As a further expansion of the biofuel market in Latin America, on August 4, 2021, Argentina enacted its Biofuels Act, which regulates the activity of production of biofuels and creates a framework for investing in the production of biofuels and establishing mandatory uses for biofuels.

The Biofuels Act establishes that all liquid fuel classified as diesel or diesel oil that is marketed within the national territory must contain a mandatory percentage of biodiesel of 5 percent by volume, measured using the total amount of the final product. The enforcement authority may raise the referred mandatory percentage when it deems it appropriate. In addition, the Act establishes that all liquid fuel classified as naphtha that is marketed within Argentina must contain a mandatory percentage of bioethanol of 12 percent by volume, measured over the total amount of the final product.

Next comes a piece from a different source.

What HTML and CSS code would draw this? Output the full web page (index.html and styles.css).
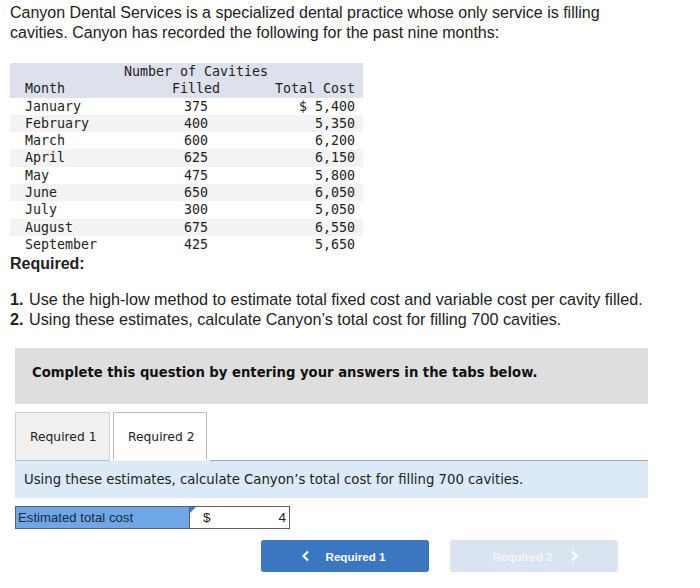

In a complementary way to the mandatory cut that is in force, and when market conditions allow it, the enforcement authority will arbitrate the necessary means to substitute the importation of fossil fuels with biofuels, in order to avoid the outflow of foreign currency, promote investments for the industrialization of national raw materials and encourage job creation.

Brazil and Argentina’s growing biofuel markets are achieving their goals via established programs and enacted legislation, demonstrating a path forward for the Latin American markets in their reduction of carbon emissions and their work towards clean energy.   Other countries will soon join them.